Furthermore, over 80 percent of companies across each region expect new government sustainability policies to intensify action on improving access to healthcare, significantly more than any other area, including renewable energy projects.
Momentum behind social bond issuance and subscription rates is set to continue over the next 12 months with, 50 percent of corporates likely to issue a social bond in this time frame.
Finding include the following: Asia-Pacific (53 percent) and North American (51 percent) respondents are more likely to issue a social bond in the next 12 months than European (44 percent) respondents.
Despite short-term momentum on social issues, only 17 percent of investors would like to see companies making more externally focused social targets a top priority; investors see more ambitious environmental targets as a bigger priority (38 percent).
62 percent of companies have effectively integrated ESG information within corporate reporting, but better alignment with investor demands is needed
73 percent of those that had issued sustainable finance instruments in the past say the process improved their ability to put robust metrics in place and 62 percent say ESG information is strongly integrated within corporate reporting.
However, when it comes to disclosure, there are still misalignments between information being reported by companies and information investors believe is most material.
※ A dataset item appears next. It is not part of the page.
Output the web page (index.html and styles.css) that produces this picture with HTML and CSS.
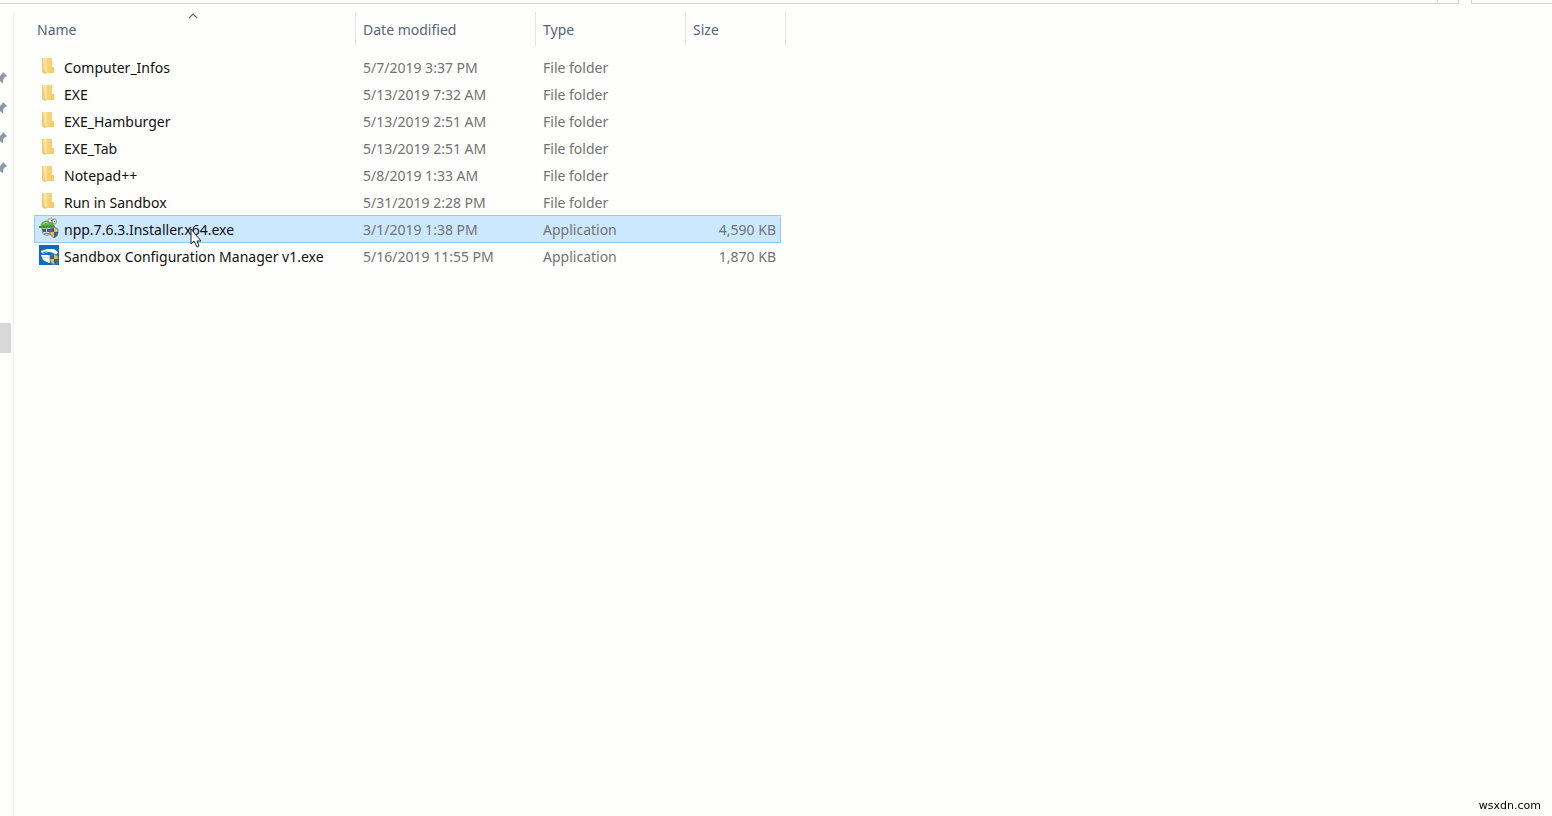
FILE: index.html
```
<!DOCTYPE html>
<html lang="en">
<head>
    <meta charset="UTF-8">
    <meta name="viewport" content="width=device-width, initial-scale=1.0">
    <title>File Explorer</title>
    <link rel="stylesheet" href="styles.css">
</head>
<body>
    <!-- shared icons -->
    <svg class="defs" aria-hidden="true">
        <symbol id="folder" viewBox="0 0 20 20">
            <path d="M3 2h7v14l-4 2-3-2z" fill="#f3d27c"/>
            <path d="M4 2h8v14H6z" fill="#fbe29b"/>
            <path d="M8 2h5v14H8z" fill="#f6d378"/>
            <path d="M11 11h4v6h-7l3-2z" fill="#f3cd6d"/>
            <path d="M3 2h1v12l3 3-1 1-3-2z" fill="#edc976"/>
        </symbol>
        <symbol id="pin" viewBox="0 0 8 14">
            <path d="M3 1l4 4-1 1-1 0-2 3 0 3-1 0-2-2-3 3v-4l2-2-2-2 3 0 2-2z" fill="#8e99a2"/>
        </symbol>
        <symbol id="shield" viewBox="0 0 10 11">
            <path d="M5 0l4 2v4q0 3-4 5q-4-2-4-5V2z" fill="#f0b64a"/>
            <path d="M5 0v5H1V2zM5 5h4v1q0 3-4 5z" fill="#2f659b"/>
            <path d="M5 0l4 2v4q0 3-4 5q-4-2-4-5V2z" fill="none" stroke="#66757e" stroke-width=".8"/>
        </symbol>
    </svg>

    <div class="toolbar">
        <div class="address"></div>
        <div class="refresh"></div>
        <div class="search"></div>
    </div>

    <div class="explorer">
        <nav class="sidebar">
            <div class="pinned"><svg><use href="#pin"/></svg></div>
            <div class="pinned"><svg><use href="#pin"/></svg></div>
            <div class="pinned"><svg><use href="#pin"/></svg></div>
            <div class="pinned"><svg><use href="#pin"/></svg></div>
            <div class="current"></div>
        </nav>

        <main class="content">
            <table class="files">
                <colgroup>
                    <col class="col-edge">
                    <col class="col-name">
                    <col class="col-date">
                    <col class="col-type">
                    <col class="col-size">
                    <col class="col-end">
                </colgroup>
                <thead>
                    <tr>
                        <th colspan="2" aria-sort="ascending">
                            <svg class="sort" viewBox="0 0 10 6"><path d="M1 5l4-4 4 4" fill="none" stroke="#666" stroke-width="1.1"/></svg>
                            <button type="button">Name</button>
                        </th>
                        <th><button type="button">Date modified</button></th>
                        <th><button type="button">Type</button></th>
                        <th colspan="2"><button type="button">Size</button></th>
                    </tr>
                </thead>
                <tbody>
                    <tr>
                        <td></td>
                        <td class="name"><div><svg><use href="#folder"/></svg>Computer_Infos</div></td>
                        <td>5/7/2019 3:37 PM</td>
                        <td>File folder</td>
                        <td class="size"></td>
                    </tr>
                    <tr>
                        <td></td>
                        <td class="name"><div><svg><use href="#folder"/></svg>EXE</div></td>
                        <td>5/13/2019 7:32 AM</td>
                        <td>File folder</td>
                        <td class="size"></td>
                    </tr>
                    <tr>
                        <td></td>
                        <td class="name"><div><svg><use href="#folder"/></svg>EXE_Hamburger</div></td>
                        <td>5/13/2019 2:51 AM</td>
                        <td>File folder</td>
                        <td class="size"></td>
                    </tr>
                    <tr>
                        <td></td>
                        <td class="name"><div><svg><use href="#folder"/></svg>EXE_Tab</div></td>
                        <td>5/13/2019 2:51 AM</td>
                        <td>File folder</td>
                        <td class="size"></td>
                    </tr>
                    <tr>
                        <td></td>
                        <td class="name"><div><svg><use href="#folder"/></svg>Notepad++</div></td>
                        <td>5/8/2019 1:33 AM</td>
                        <td>File folder</td>
                        <td class="size"></td>
                    </tr>
                    <tr>
                        <td></td>
                        <td class="name"><div><svg><use href="#folder"/></svg>Run in Sandbox</div></td>
                        <td>5/31/2019 2:28 PM</td>
                        <td>File folder</td>
                        <td class="size"></td>
                    </tr>
                    <tr class="selected">
                        <td></td>
                        <td class="name">
                            <div>
                                <svg viewBox="0 0 20 20">
                                    <path d="M3 10h9v6q-4 3-8 0z" fill="#d3dfe0" stroke="#74858b" stroke-width=".8"/>
                                    <path d="M3 11h4v3H4zM8 11h3v3H8z" fill="#4d5b60"/>
                                    <path d="M5 16l2-1 2 1 2-1" fill="none" stroke="#4d5b60" stroke-width=".8"/>
                                    <path d="M2 9q0-6 6-6q6 0 7 6z" fill="#5dbb45" stroke="#4b8b44" stroke-width=".8"/>
                                    <path d="M0 8l15-1 1 2-11 1-5 0z" fill="#469439"/>
                                    <path d="M4 6q3-3 5-1" fill="none" stroke="#a5df88"/>
                                    <ellipse cx="11.500" cy="2.500" rx="2.500" ry="2" fill="#f3f5ec" stroke="#6d776a" stroke-width=".8"/>
                                    <ellipse cx="15.500" cy="3.500" rx="2" ry="2.500" fill="#f3f5ec" stroke="#6d776a" stroke-width=".8"/>
                                    <path d="M12 2h1v1h-1zM15 3h1v1h-1z" fill="#333"/>
                                    <use href="#shield" x="10" y="9" width="10" height="11"/>
                                </svg>
                                npp.7.6.3.Installer.x64.exe
                                <svg class="cursor" viewBox="0 0 12 20"><path d="M1 1v15l3-3 3 6 2-1-2-5h4z" fill="#fff" stroke="#222"/></svg>
                            </div>
                        </td>
                        <td>3/1/2019 1:38 PM</td>
                        <td>Application</td>
                        <td class="size">4,590 KB</td>
                    </tr>
                    <tr>
                        <td></td>
                        <td class="name">
                            <div>
                                <svg viewBox="0 0 20 20">
                                    <path d="M0 0h20v20H0z" fill="#0c6cbd"/>
                                    <path d="M2 6l6-2 7 0 4 3-2 3-5-2-5 0-4 1z" fill="#fff"/>
                                    <path d="M2 10l2 5 6 3 4-3 0-4-6-1z" fill="#fff"/>
                                    <path d="M1 9l6-2 6 1 4 2" fill="none" stroke="#0c6cbd"/>
                                    <path d="M4 12l5 1 3-1" fill="none" stroke="#b5d2ea" stroke-width=".8"/>
                                    <use href="#shield" x="10" y="9" width="10" height="11"/>
                                </svg>
                                Sandbox Configuration Manager v1.exe
                            </div>
                        </td>
                        <td>5/16/2019 11:55 PM</td>
                        <td>Application</td>
                        <td class="size">1,870 KB</td>
                    </tr>
                </tbody>
            </table>
        </main>
    </div>

    <div class="watermark">wsxdn.com</div>
</body>
</html>
```
FILE: styles.css
```
* {
    margin: 0;
    padding: 0;
    box-sizing: border-box;
}

body {
    display: flex;
    flex-direction: column;
    min-height: 100vh;
    background: #fefefc;
    color: #111;
    font-family: "Segoe UI", "Noto Sans", "Open Sans", sans-serif;
    font-size: 14px;
    line-height: 20px;
}

.defs {
    position: absolute;
    width: 0;
    height: 0;
}

/* bottom edge of the address bar and search box */
.toolbar {
    display: flex;
    height: 4px;
}

.toolbar div {
    border-bottom: 1px solid #d5d5d5;
}

.address {
    flex: 1;
}

.refresh {
    width: 22px;
    border-left: 1px solid #d5d5d5;
    border-right: 1px solid #d5d5d5;
}

.search {
    width: 81px;
    margin-left: 12px;
    border-left: 1px solid #d5d5d5;
}

.explorer {
    display: flex;
    flex: 1;
}

/* navigation pane */
.sidebar {
    width: 14px;
    margin-top: 8px;
    padding-top: 51px;
    border-right: 1px solid #f2f2f2;
}

.pinned {
    display: flex;
    align-items: center;
    height: 30px;
}

.pinned svg {
    width: 8px;
    height: 14px;
}

.current {
    width: 11px;
    height: 30px;
    margin-top: 140px;
    background: #d8d8d8;
}

/* file list */
.content {
    flex: 1;
    padding: 8px 16px;
}

.files {
    width: 756px;
    table-layout: fixed;
    border-collapse: separate;
    border-spacing: 0;
}

.col-edge { width: 4px; }
.col-name { width: 322px; }
.col-date { width: 180px; }
.col-type { width: 150px; }
.col-size { width: 95px; }
.col-end { width: 5px; }

th {
    position: relative;
    height: 34px;
    padding-top: 2px;
    border-right: 1px solid #e5e5e5;
    text-align: left;
}

th button {
    display: block;
    width: 100%;
    padding-left: 7px;
    border: none;
    background: none;
    color: #56657a;
    font: inherit;
    font-weight: 400;
    text-align: left;
}

.sort {
    position: absolute;
    top: 1px;
    left: calc(50% - 5px);
    width: 10px;
    height: 6px;
}

/* gap between the header and the first row */
tbody::before {
    content: "";
    display: table-row;
    height: 8px;
}

td {
    height: 27px;
    padding-left: 7px;
    border: solid transparent;
    border-width: 1px 0;
    color: #737373;
    white-space: nowrap;
}

td:first-child {
    padding: 0;
}

td.name {
    padding-left: 5px;
    color: #111;
}

.name div {
    position: relative;
    display: flex;
    align-items: center;
    gap: 5px;
}

.name svg {
    width: 20px;
    height: 20px;
    margin-bottom: 3px;
}

td.size {
    padding-right: 5px;
    text-align: right;
}

.selected td:not(:first-child) {
    border-color: #cce8ff #99c9ea #99c9ea;
    background: #cce8ff;
    box-shadow: 0 -1px #99c9ea;
}

.selected .name {
    padding-left: 4px;
    border-left-width: 1px;
}

.selected .size {
    padding-right: 4px;
    border-right-width: 1px;
}

.name .cursor {
    position: absolute;
    top: 10px;
    left: 151px;
    width: 12px;
    height: 20px;
    margin: 0;
    z-index: 1;
}

.watermark {
    position: fixed;
    right: 11px;
    bottom: 0;
    color: #000;
    font-family: Tahoma, "DejaVu Sans", sans-serif;
    font-size: 11px;
}
```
The top challenges for companies trying to improve ESG accountability are the lack of common industry standards and integrating ESG issues with financial targets.
For other regions, finding include European (45 percent) companies highlighted the chopping and changing of ESG KPIs as the most significant challenge in improving ESG accountability, in comparison to North America and Asia-Pacific (34 percent each).
66 percent of companies say expansion and innovation in the sustainable finance market improves relevance and accessibility
The industry saw an expansion of different financing instruments, including social bond issuances, with 66 percent of companies saying the expansion of the sustainable finance market makes it more relevant and accessible for them. Companies cite the strongest appetite to issue social bonds over any other sustainability financing instrument.
The financial instrument of the social bond – as noted above – emphasizes the health and wellbeing of a company’s workforce, based on the toll exacted on workers’ health by the pandemic and the tangible fact for corporates that without a healthy workforce, they lack a viable company in many senses.
ING found that that demand for a social bond was uniform with exception of European companies where there is a marginally stronger appetite to issue green bonds over social. First-time issuers view sustainability-linked financing to test the market and learn from the process, value, and data.
According to ING: European investors (49 percent) have by far strongest appetite for sustainability-linked instruments compared to North America (26 percent) and Asia-Pacific (13 percent). Investor appetite for transition bonds is reversed with stronger appetite in Asia Pacific (47 percent) and North American (40 percent) in comparison to Europe (17 percent).
“Over the past 12 months we have seen a mentality shift whereby companies were initially taking some steps but are now taking a much more accelerated approach to sustainability. The role of capital markets is pivotal in ensuring this approach continues, providing increased transparency around measurement and ensuring sustainability is embedded with corporate strategy,” said Leonie Schreve, Global Head of Sustainable Finance for ING.
“The expansion of the sustainable finance market as evidenced by the growth in sustainability-linked instruments is vital in making sure no company with strong ambitions is excluded from being able to transition to a sustainable business.”